Vivek Ramaswamy’s Presidential Campaign Takes Bold Approach, Shuns TV Ads for Innovative Voter Outreach Strategy

Featured & Cover Vivek Ramaswamy's Presidential Campaign Takes Bold Approach Shuns TV Ads for Innovative Voter Outreach Strategy

Vivek Ramaswamy’s bid for the presidency has taken an unconventional turn as his campaign shifts its focus away from television advertisements, as reported by NBC News. Confirming this change in strategy, the campaign’s press secretary, Tricia McLaughlin, emphasized their commitment to mobilizing identified voters. In a statement to NBC News, McLaughlin outlined their approach, stating, “We are focused on bringing out the voters we’ve identified — best way to reach them is using addressable advertising, mail, text, live calls and doors to communicate with our voters on Vivek’s vision for America, making their plan to caucus and turning them out.”

This shift in strategy is part of what McLaughlin described as an “intentionally structured strategy” that allows the campaign to be “nimble and hypertargeted” in their advertising efforts. Ramaswamy himself echoed this sentiment in a post on X, expressing his disdain for traditional TV ad spending, deeming it “idiotic” and “low-ROI.” He characterized it as a ploy used by political consultants to deceive candidates with lower intelligence. Ramaswamy emphasized their departure from this norm, stating, “We’re doing it differently. Spending $$ in a way that follows data…apparently a crazy idea in US politics. Big surprise coming on Jan 15.”

McLaughlin responded to Ramaswamy’s post, highlighting their commitment to “playing smarter and working harder.” This strategic pivot comes just a month after the campaign initially announced plans to allocate over US $10 million across various advertising platforms, including broadcast, cable, radio, digital, and direct mail promotions in Iowa and New Hampshire. AdImpact confirmed that they had already spent US $2.2 million on TV, digital, and radio ads.
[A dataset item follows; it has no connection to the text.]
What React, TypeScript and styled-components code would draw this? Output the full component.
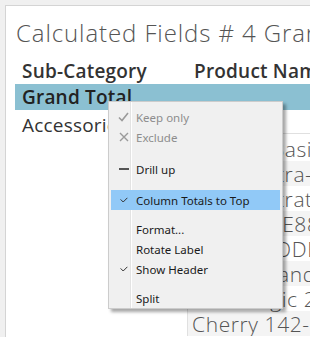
import React from "react";
import styled, { createGlobalStyle } from "styled-components";

const GlobalStyle = createGlobalStyle`
  html, body { margin: 0; padding: 0; background: #f0f0f0; }
  body { font-family: "Open Sans", "Noto Sans", sans-serif; }
`;

const Page = styled.div`
  position: relative;
  width: 310px;
  height: 337px;
  box-sizing: border-box;
  padding: 5px 0 0 5px;
  overflow: hidden;
  background: #f0f0f0;
`;

const Sheet = styled.div`
  height: 100%;
  background: #ffffff;
  border-top: 1px solid #d4d4d4;
  border-left: 1px solid #d4d4d4;
  box-sizing: border-box;
  overflow: hidden;
`;

const Title = styled.div`
  font-family: "Open Sans", sans-serif;
  font-weight: 300;
  font-size: 24px;
  letter-spacing: 0.9px;
  line-height: 28px;
  color: #555555;
  white-space: nowrap;
  padding: 13px 0 0 10px;
`;

const Table = styled.div`
  margin: 12px 0 0 9px;
`;

const HeaderRow = styled.div`
  display: grid;
  grid-template-columns: 179px 1fr;
  height: 25px;
  align-items: center;
  white-space: nowrap;
  overflow: hidden;
`;

const HeaderCell = styled.div`
  font-family: "Open Sans", sans-serif;
  font-weight: 600;
  font-size: 19px;
  letter-spacing: 0.2px;
  line-height: 25px;
  color: #333333;
  padding-left: 7px;
  &:last-child { padding-left: 0; }
`;

const TotalRow = styled.div`
  height: 26px;
  background: #8bc0d2;
  display: flex;
  align-items: center;
  padding-left: 7px;
  font-family: "Open Sans", sans-serif;
  font-weight: 600;
  font-size: 19px;
  letter-spacing: 0.2px;
  line-height: 25px;
  color: #222222;
`;

const Body = styled.div`
  display: flex;
`;

const CategoryCell = styled.div`
  width: 172px;
  flex: none;
  padding: 2px 0 0 7px;
  box-sizing: border-box;
  font-family: "Open Sans", sans-serif;
  font-size: 19px;
  letter-spacing: 0.2px;
  line-height: 26px;
  color: #333333;
  white-space: nowrap;
  overflow: hidden;
`;

const ProductPane = styled.div`
  flex: 1;
  margin-top: 23px;
  padding-top: 2px;
  border-top: 1px solid #e0e0e0;
  border-left: 1px solid #e0e0e0;
  white-space: nowrap;
  overflow: hidden;
`;

const ProductRow = styled.div<{ $band: boolean }>`
  height: 25px;
  display: flex;
  align-items: center;
  padding-left: 4px;
  background: ${(p) => (p.$band ? "#f4f4f4" : "#ffffff")};
  font-family: "Open Sans", sans-serif;
  font-weight: 300;
  font-size: 21px;
  letter-spacing: 0.6px;
  color: #555555;
`;

const Menu = styled.div`
  position: absolute;
  left: 108px;
  top: 101px;
  width: 175px;
  box-sizing: border-box;
  padding: 5px 2px 0 2px;
  border: 1px solid #cccccc;
  background:
    linear-gradient(to right, transparent 21px, #e3e3e3 21px, #e3e3e3 22px, #ffffff 22px, #ffffff 23px, transparent 23px),
    #f0f0f0;
  box-shadow: 3px 3px 3px rgba(0, 0, 0, 0.35);
  font-family: "Noto Sans", sans-serif;
  font-size: 11.5px;
`;

const Item = styled.div<{ $disabled?: boolean; $active?: boolean }>`
  display: grid;
  grid-template-columns: 25px 1fr;
  align-items: center;
  height: 20px;
  color: ${(p) => (p.$disabled ? "#8d8d8d" : "#1a1a1a")};
  background: ${(p) => (p.$active ? "#91c9f7" : "transparent")};
  white-space: nowrap;
`;

const IconSlot = styled.span`
  display: flex;
  align-items: center;
  justify-content: center;
  height: 100%;
`;

const Separator = styled.div<{ $h: number }>`
  height: ${(p) => p.$h}px;
`;

const BigCheck = () => (
  <svg width="11" height="10" viewBox="0 0 11 10">
    <path d="M1 5.5 L4 8.5 L10 1" fill="none" stroke="#9a9a9a" strokeWidth="1.6" />
  </svg>
);

const Cross = () => (
  <svg width="10" height="10" viewBox="0 0 10 10">
    <path d="M1 1 L9 9 M9 1 L1 9" fill="none" stroke="#9a9a9a" strokeWidth="1.4" />
  </svg>
);

const Dash = () => (
  <svg width="10" height="4" viewBox="0 0 10 4">
    <rect x="0" y="1" width="10" height="2" fill="#555555" />
  </svg>
);

const SmallCheck = () => (
  <svg width="8" height="6" viewBox="0 0 8 6">
    <path d="M0.6 2.4 L3.2 5 L7.4 0.8" fill="none" stroke="#333333" strokeWidth="1" />
  </svg>
);

const products = [
  "Anker's Basic Wireless Keyboard",
  "Anker Ultra-Slim Mini Bluetooth 3.0 Wireless Keyboard",
  "Anker Ultrathin Bluetooth Wireless Keyboard",
  "Belkin F8E887 USB Wired Ergonomic Keyboard",
  "Belkin QODE FastFit Bluetooth Keyboard",
  "Belkin Standard 104 key USB Keyboard",
  "Case Logic 2.4GHz Wireless Keyboard",
  "Cherry 142-key Programmable Keyboard",
];

export default function App() {
  return (
    <>
      <GlobalStyle />
      <Page>
        <Sheet>
          <Title>Calculated Fields # 4 Grand Totals</Title>
          <Table>
            <HeaderRow>
              <HeaderCell>Sub-Category</HeaderCell>
              <HeaderCell>Product Name</HeaderCell>
            </HeaderRow>
            <TotalRow>Grand Total</TotalRow>
            <Body>
              <CategoryCell>Accessories</CategoryCell>
              <ProductPane>
                {products.map((p, i) => (
                  <ProductRow key={p} $band={i % 2 === 1}>
                    {p}
                  </ProductRow>
                ))}
              </ProductPane>
            </Body>
          </Table>
        </Sheet>
        <Menu>
          <Item $disabled>
            <IconSlot><BigCheck /></IconSlot>
            <span>Keep only</span>
          </Item>
          <Item $disabled>
            <IconSlot><Cross /></IconSlot>
            <span>Exclude</span>
          </Item>
          <Separator $h={12} />
          <Item>
            <IconSlot><Dash /></IconSlot>
            <span>Drill up</span>
          </Item>
          <Separator $h={11} />
          <Item $active>
            <IconSlot><SmallCheck /></IconSlot>
            <span>Column Totals to Top</span>
          </Item>
          <Separator $h={9} />
          <Item>
            <IconSlot />
            <span>Format...</span>
          </Item>
          <Item>
            <IconSlot />
            <span>Rotate Label</span>
          </Item>
          <Item>
            <IconSlot><SmallCheck /></IconSlot>
            <span>Show Header</span>
          </Item>
          <Separator $h={9} />
          <Item>
            <IconSlot />
            <span>Split</span>
          </Item>
        </Menu>
      </Page>
    </>
  );
}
In contrast to Ramaswamy’s unconventional approach, his GOP rivals, including Chris Christie, Donald Trump, Nikki Haley, and Ron DeSantis, continue to invest heavily in traditional advertising methods. While Ramaswamy’s campaign spent a modest US $6,000 on TV ads in a given week, Trump’s campaign allocated a substantial US $1.1 million, Haley’s team spent US $1 million, DeSantis’ team invested $270,000, and Christie’s campaign expended US $88,000 in the same period. The divergence in spending strategies raises questions about the effectiveness of traditional advertising in the current political landscape. The outcome of this experiment will unfold on January 15, promising a potential surprise that challenges the conventional norms of US politics.